TASK: Output all the data exactly. Pictures do not belong in the copy.
----------------------------------------
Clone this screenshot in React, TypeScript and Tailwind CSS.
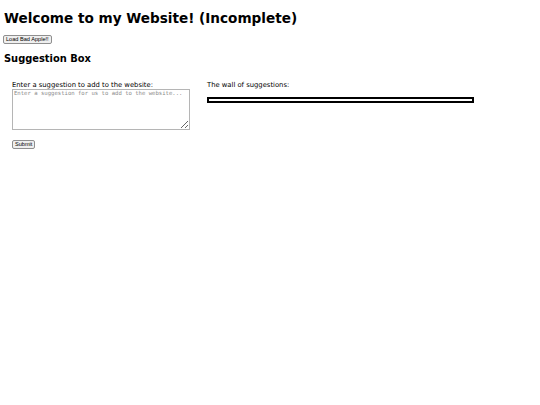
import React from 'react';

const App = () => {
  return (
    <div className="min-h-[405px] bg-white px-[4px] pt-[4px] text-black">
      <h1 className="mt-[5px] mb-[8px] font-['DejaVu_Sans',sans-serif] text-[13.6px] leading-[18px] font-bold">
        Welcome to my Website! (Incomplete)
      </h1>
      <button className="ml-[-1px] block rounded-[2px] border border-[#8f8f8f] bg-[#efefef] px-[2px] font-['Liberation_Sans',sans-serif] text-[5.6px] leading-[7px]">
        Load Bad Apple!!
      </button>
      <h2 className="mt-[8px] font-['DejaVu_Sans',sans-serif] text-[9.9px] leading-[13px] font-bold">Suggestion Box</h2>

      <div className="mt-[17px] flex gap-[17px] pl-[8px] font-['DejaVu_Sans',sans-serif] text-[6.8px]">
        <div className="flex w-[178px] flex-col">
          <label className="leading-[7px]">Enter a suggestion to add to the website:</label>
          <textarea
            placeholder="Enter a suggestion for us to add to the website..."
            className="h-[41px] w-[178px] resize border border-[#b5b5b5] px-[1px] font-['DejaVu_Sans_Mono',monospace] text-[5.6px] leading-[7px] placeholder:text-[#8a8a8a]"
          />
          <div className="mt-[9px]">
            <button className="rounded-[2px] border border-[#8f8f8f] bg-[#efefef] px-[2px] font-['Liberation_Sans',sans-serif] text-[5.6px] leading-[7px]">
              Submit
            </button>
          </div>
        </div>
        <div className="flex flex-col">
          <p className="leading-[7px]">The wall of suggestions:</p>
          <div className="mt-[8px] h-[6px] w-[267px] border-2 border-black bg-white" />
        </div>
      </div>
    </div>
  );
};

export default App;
----------------------------------------
SOLUTION TO THE EXERCISE:
Clone this screenshot in React, TypeScript and Tailwind CSS.
import React from 'react';

const App = () => {
  return (
    <div className="min-h-[405px] bg-white px-[4px] pt-[4px] text-black">
      <h1 className="mt-[5px] mb-[8px] font-['DejaVu_Sans',sans-serif] text-[13.6px] leading-[18px] font-bold">
        Welcome to my Website! (Incomplete)
      </h1>
      <button className="ml-[-1px] block rounded-[2px] border border-[#8f8f8f] bg-[#efefef] px-[2px] font-['Liberation_Sans',sans-serif] text-[5.6px] leading-[7px]">
        Load Bad Apple!!
      </button>
      <h2 className="mt-[8px] font-['DejaVu_Sans',sans-serif] text-[9.9px] leading-[13px] font-bold">Suggestion Box</h2>

      <div className="mt-[17px] flex gap-[17px] pl-[8px] font-['DejaVu_Sans',sans-serif] text-[6.8px]">
        <div className="flex w-[178px] flex-col">
          <label className="leading-[7px]">Enter a suggestion to add to the website:</label>
          <textarea
            placeholder="Enter a suggestion for us to add to the website..."
            className="h-[41px] w-[178px] resize border border-[#b5b5b5] px-[1px] font-['DejaVu_Sans_Mono',monospace] text-[5.6px] leading-[7px] placeholder:text-[#8a8a8a]"
          />
          <div className="mt-[9px]">
            <button className="rounded-[2px] border border-[#8f8f8f] bg-[#efefef] px-[2px] font-['Liberation_Sans',sans-serif] text-[5.6px] leading-[7px]">
              Submit
            </button>
          </div>
        </div>
        <div className="flex flex-col">
          <p className="leading-[7px]">The wall of suggestions:</p>
          <div className="mt-[8px] h-[6px] w-[267px] border-2 border-black bg-white" />
        </div>
      </div>
    </div>
  );
};

export default App;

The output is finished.